The unique feature of M. mycetomatis is the formation of a capsule around the lesion. The lesion grows by expansile growth in the tissue plains. In the bones there is usually no capsule formation, the organism usually forming cavities that are filled with the grains. This gives the bone support and may explain the rarity of pathological fractures in mycetoma.

Ultra-structurally, the hyphal elements are spherical to elongated and are embedded in grain matrix. The hyphae are septate; the cytoplasm may be densely ribosomal or disorganized. Some hyphae appear empty, being devoid of cytoplasm. Cytoplasmic organelles such as nuclei and mitochondria are not usually seen. Intra–hyphal re-growth is sometimes seen. The hyphal wall is often markedly thickened. This feature may be involved in the transformation of the fungus to the pathogenic state.

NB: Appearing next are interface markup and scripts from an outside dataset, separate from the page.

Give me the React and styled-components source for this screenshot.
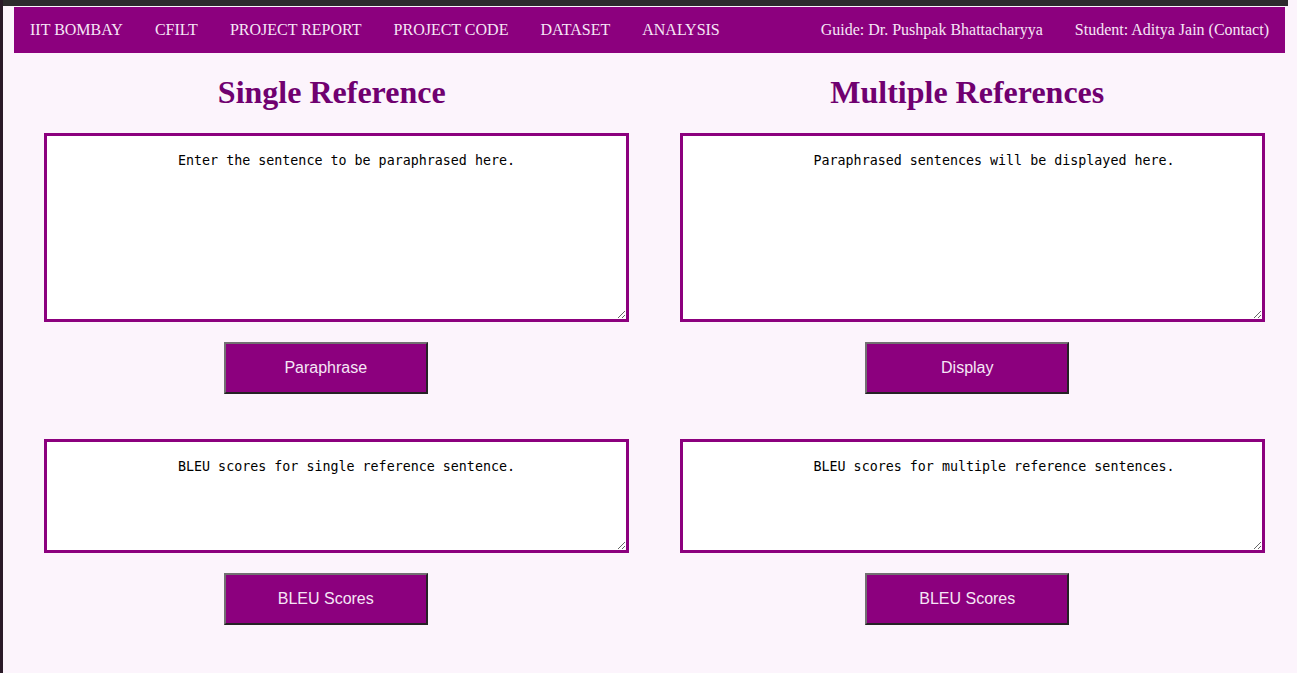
import * as React from "react";
import styled, { createGlobalStyle } from "styled-components";

const PURPLE = "#8c007e";

const Global = createGlobalStyle`
  html, body {
    margin: 0;
    padding: 0;
    background: #fcf4fc;
  }
`;

export default function App() {
  return (
    <>
      <Global />
      <Page>
        <TopEdge />
        <NavBar>
          <NavGroup>
            <NavLink>IIT BOMBAY</NavLink>
            <NavLink>CFILT</NavLink>
            <NavLink>PROJECT REPORT</NavLink>
            <NavLink>PROJECT CODE</NavLink>
            <NavLink>DATASET</NavLink>
            <NavLink>ANALYSIS</NavLink>
          </NavGroup>
          <NavGroup>
            <NavLink>Guide: Dr. Pushpak Bhattacharyya</NavLink>
            <NavLink>Student: Aditya Jain (Contact)</NavLink>
          </NavGroup>
        </NavBar>

        <Columns>
          <Column>
            <Title>Single Reference</Title>
            <TextBox $height={189} placeholder="Enter the sentence to be paraphrased here." />
            <ButtonRow $shift={12}>
              <Button>Paraphrase</Button>
            </ButtonRow>
            <TextBox $height={114} $gap={45} placeholder="BLEU scores for single reference sentence." />
            <ButtonRow $shift={12}>
              <Button>BLEU Scores</Button>
            </ButtonRow>
          </Column>
          <Column>
            <Title>Multiple References</Title>
            <TextBox $height={189} placeholder="Paraphrased sentences will be displayed here." />
            <ButtonRow>
              <Button>Display</Button>
            </ButtonRow>
            <TextBox $height={114} $gap={45} placeholder="BLEU scores for multiple reference sentences." />
            <ButtonRow>
              <Button>BLEU Scores</Button>
            </ButtonRow>
          </Column>
        </Columns>
      </Page>
    </>
  );
}

const Page = styled.div`
  min-height: 100vh;
  box-sizing: border-box;
  border-left: 3px solid #2a1a28;
  padding: 0 12px 0 11px;
`;

const TopEdge = styled.div`
  height: 6px;
  margin: 0 -3px 0 -11px;
  background: #2d2b2d;
`;

const NavBar = styled.nav`
  margin-top: 1px;
  height: 46px;
  background: ${PURPLE};
  display: flex;
  justify-content: space-between;
  align-items: center;
`;

const NavGroup = styled.div`
  display: flex;
  align-items: center;
`;

const NavLink = styled.a`
  padding: 0 16px;
  font-family: "Liberation Serif", serif;
  font-size: 16px;
  color: #f6e6f6;
  white-space: nowrap;
  cursor: pointer;
`;

const Columns = styled.div`
  display: grid;
  grid-template-columns: 1fr 1fr;
`;

const Column = styled.section`
  display: flex;
  flex-direction: column;
`;

const Title = styled.h1`
  margin: 21px 0 22px;
  font-family: "Liberation Serif", serif;
  font-size: 32px;
  line-height: 37px;
  font-weight: bold;
  text-align: center;
  color: #700070;
`;

const TextBox = styled.textarea`
  display: block;
  box-sizing: border-box;
  margin: ${(p) => p.$gap || 0}px 0 0 30px;
  width: 585px;
  height: ${(p) => p.$height}px;
  padding: 17px 20px 10px 131px;
  border: 3px solid ${PURPLE};
  background: #fff;
  font-family: "DejaVu Sans Mono", monospace;
  font-size: 13.333px;
  color: #000;
  outline: none;

  &::placeholder {
    color: #000;
    opacity: 1;
  }
`;

const ButtonRow = styled.div`
  margin-top: 20px;
  display: flex;
  justify-content: center;
  padding-right: ${(p) => p.$shift || 0}px;
`;

const Button = styled.button`
  box-sizing: border-box;
  width: 204px;
  height: 52px;
  background: ${PURPLE};
  border: 2px solid;
  border-color: #727072 #262226 #262226 #727072;
  color: #f6e6f6;
  font-family: "Liberation Sans", Arial, sans-serif;
  font-size: 16px;
  cursor: pointer;
`;
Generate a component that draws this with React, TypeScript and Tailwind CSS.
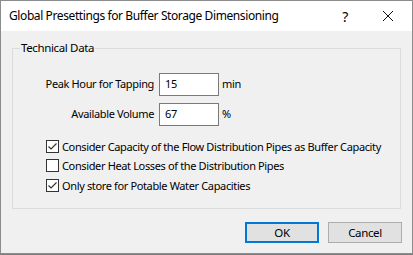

The pigmented substance surrounding the hyphae consists of amorphous electron-dense material and vesicles. The nature of the pigment is not known with certainty. Histologically it resembles melanin and it may be a fungus product. Sclerosis and melanization of the host tissue is, in some manner, responsible for the formation of the cement substance.

Ultrastructural studies of the host reaction show neutrophils adherent to the grain. The cytoplasm of the neutrophil is stretched over the grain and the neutrophils granules are concentrated in the part of the cytoplasm adjacent to the grain. This is an immune adherence, which is mediated by immunoglobulins and is an example of antibody dependent cell mediated cytotoxicity. Immunoglobulin and complement can be demonstrated in the grain.

Bones are frequently involved in advanced mycetoma of the soft tissue. Occasionally primary bone mycetoma in the absence of soft tissue involvement is seen. M. mycetomatis produces lytic lesions which are large in size, few in number and have well defined margins; this is well seen radiologically.